Mitch Busche

Date of Award

January 2013

Document Type


Degree Name

Master of Science (MS)


Mechanical Engineering

First Advisor

Forrest E. Ames


Modern turbine designers are greatly concerned with power out and the efficiency of their engines. One way to increase the power output and effectiveness of the engine is to increase the hot gas temperature inside the combustion chamber. The hot gas can reach a temperature that exceeds the physical limitations of parts inside the engine, causing the parts to fail prematurely. One possible method to cool the parts is with the use film cooling. Film cooling takes cool air from the compressor, bypasses the combustor, and ducts the air to internal chambers of parts, and then ejects the cool air onto the surface of the part. This provides both cooling and protection from deposition.

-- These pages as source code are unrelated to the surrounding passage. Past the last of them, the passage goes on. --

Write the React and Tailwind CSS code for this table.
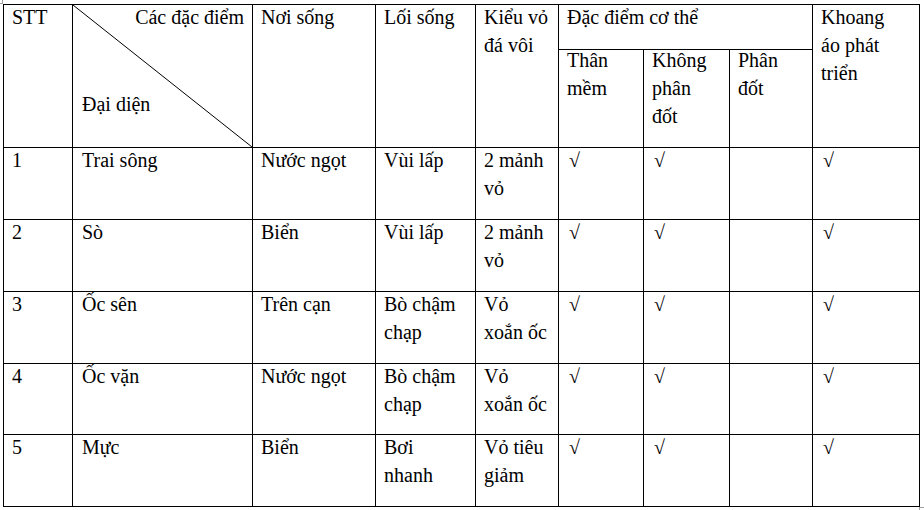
import React from "react";

const rows = [
  { stt: "1", name: "Trai sông", habitat: "Nước ngọt", life: "Vùi lấp", shell: ["2 mảnh", "vỏ"], soft: true, noSeg: true, seg: false, mantle: true, h: "h-[72px]" },
  { stt: "2", name: "Sò", habitat: "Biển", life: "Vùi lấp", shell: ["2 mảnh", "vỏ"], soft: true, noSeg: true, seg: false, mantle: true, h: "h-[72px]" },
  { stt: "3", name: "Ốc sên", habitat: "Trên cạn", life: ["Bò chậm", "chạp"], shell: ["Vỏ", "xoắn ốc"], soft: true, noSeg: true, seg: false, mantle: true, h: "h-[72px]" },
  { stt: "4", name: "Ốc vặn", habitat: "Nước ngọt", life: ["Bò chậm", "chạp"], shell: ["Vỏ", "xoắn ốc"], soft: true, noSeg: true, seg: false, mantle: true, h: "h-[71px]" },
  { stt: "5", name: "Mực", habitat: "Biển", life: ["Bơi", "nhanh"], shell: ["Vỏ tiêu", "giảm"], soft: true, noSeg: true, seg: false, mantle: true, h: "h-[72px]" },
];

const Lines = ({ value }) => {
  const parts = Array.isArray(value) ? value : [value];
  return parts.map((p, i) => (
    <div key={i} className="whitespace-nowrap">
      {p}
    </div>
  ));
};

// shift: how far the text sits above the cell's top edge
const Cell = ({ children, className = "", shift = "-mt-[2px]", ...props }) => (
  <td
    className={`border border-black align-top pl-[8px] pr-[6px] pt-0 pb-0 ${className}`}
    {...props}
  >
    <div className={shift}>{children}</div>
  </td>
);

const Check = ({ on }) => (on ? <span className="pl-[2px]">√</span> : null);

const App = () => {
  return (
    <div className="w-[924px] h-[510px] bg-white relative overflow-hidden font-['Liberation_Serif','Times_New_Roman',serif]">
      {/* word boundary marks */}
      <div className="absolute left-0 top-0 w-[3px] h-[4px] border-r border-b border-[#a0a0a0]" />
      <div className="absolute left-[919px] top-[507px] w-[5px] h-[3px] border-l border-t border-[#a0a0a0]" />

      <div className="pt-[4px] pl-[3px]">
        <table className="table-fixed border-collapse text-black text-[20px] leading-[28px] w-[916px]">
          <colgroup>
            <col className="w-[69px]" />
            <col className="w-[180px]" />
            <col className="w-[123px]" />
            <col className="w-[100px]" />
            <col className="w-[83px]" />
            <col className="w-[85px]" />
            <col className="w-[86px]" />
            <col className="w-[83px]" />
            <col className="w-[107px]" />
          </colgroup>
          <tbody>
            <tr className="h-[45px]">
              <Cell rowSpan={2}>STT</Cell>
              <td rowSpan={2} className="border border-black align-top p-0 relative">
                <svg
                  className="absolute inset-0 w-full h-full"
                  preserveAspectRatio="none"
                  viewBox="0 0 100 100"
                >
                  <line
                    x1="0"
                    y1="0"
                    x2="100"
                    y2="100"
                    stroke="black"
                    strokeWidth="1"
                    vectorEffect="non-scaling-stroke"
                  />
                </svg>
                <div className="-mt-[2px] pr-[8px] text-right">Các đặc điểm</div>
                <div className="mt-[59px] pl-[9px]">Đại diện</div>
              </td>
              <Cell rowSpan={2}>Nơi sống</Cell>
              <Cell rowSpan={2}>Lối sống</Cell>
              <Cell rowSpan={2}>
                <Lines value={["Kiểu vỏ", "đá vôi"]} />
              </Cell>
              <Cell colSpan={3}>Đặc điểm cơ thể</Cell>
              <Cell rowSpan={2}>
                <Lines value={["Khoang", "áo phát", "triển"]} />
              </Cell>
            </tr>
            <tr className="h-[98px]">
              <Cell shift="-mt-[4px]">
                <Lines value={["Thân", "mềm"]} />
              </Cell>
              <Cell shift="-mt-[4px]">
                <Lines value={["Không", "phân", "đốt"]} />
              </Cell>
              <Cell shift="-mt-[4px]">
                <Lines value={["Phân", "đốt"]} />
              </Cell>
            </tr>
            {rows.map((r) => (
              <tr key={r.stt} className={r.h}>
                <Cell>{r.stt}</Cell>
                <Cell className="pl-[9px]">{r.name}</Cell>
                <Cell>{r.habitat}</Cell>
                <Cell>
                  <Lines value={r.life} />
                </Cell>
                <Cell>
                  <Lines value={r.shell} />
                </Cell>
                <Cell>
                  <Check on={r.soft} />
                </Cell>
                <Cell>
                  <Check on={r.noSeg} />
                </Cell>
                <Cell>
                  <Check on={r.seg} />
                </Cell>
                <Cell>
                  <Check on={r.mantle} />
                </Cell>
              </tr>
            ))}
          </tbody>
        </table>
      </div>
    </div>
  );
};

export default App;
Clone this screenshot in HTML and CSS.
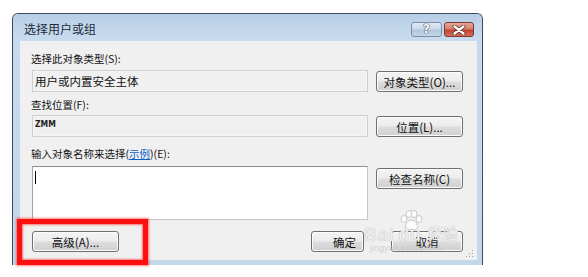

Due to the large number of turbine engines in service today, it is impossible to know what the perfect film cooling package is. Different turbines have different inlet conditions, burn at different temperatures, have different turbulence intensities in the flow, and require different amount of cooling. Research has been done in the past to determine some of the parameters that affect film cooling performance. The purpose of this research was to determine the effects of turbulence, Reynolds number, and blowing ratio on the adiabatic effectiveness of film cooling and the downstream heat transfer. This research utilized the large scale, low speed cascade wind tunnel facility at the University of North Dakota. The effectiveness of two different cylindrical leading edge test surfaces was investigated.

For this project, a unique pin fin array was developed and integrated in the two cylindrical leading edge test sections. The test sections were designed, fabricated, and instrumented to be able to acquire temperature measurements and pressure measurements at different locations along the test surface. A way to produce and deliver coolant air was designed, fabricated, and instrumented. Data was acquired for each of the cylinders at the different test conditions. The turbulence intensities were acquired by another student.

In the future, additional data will be taken with the cylindrical test sections. Temperature data while film cooling will be measured via infrared camera. Shaped coolant ejection holes are being designed and will be tested. A leading edge with deposition will also be tested. All of the future data will be compared to this baseline data. Hopefully, the data from this research will be used by turbine designers to better understand the effects on film cooling, and produce a better, more efficient engine.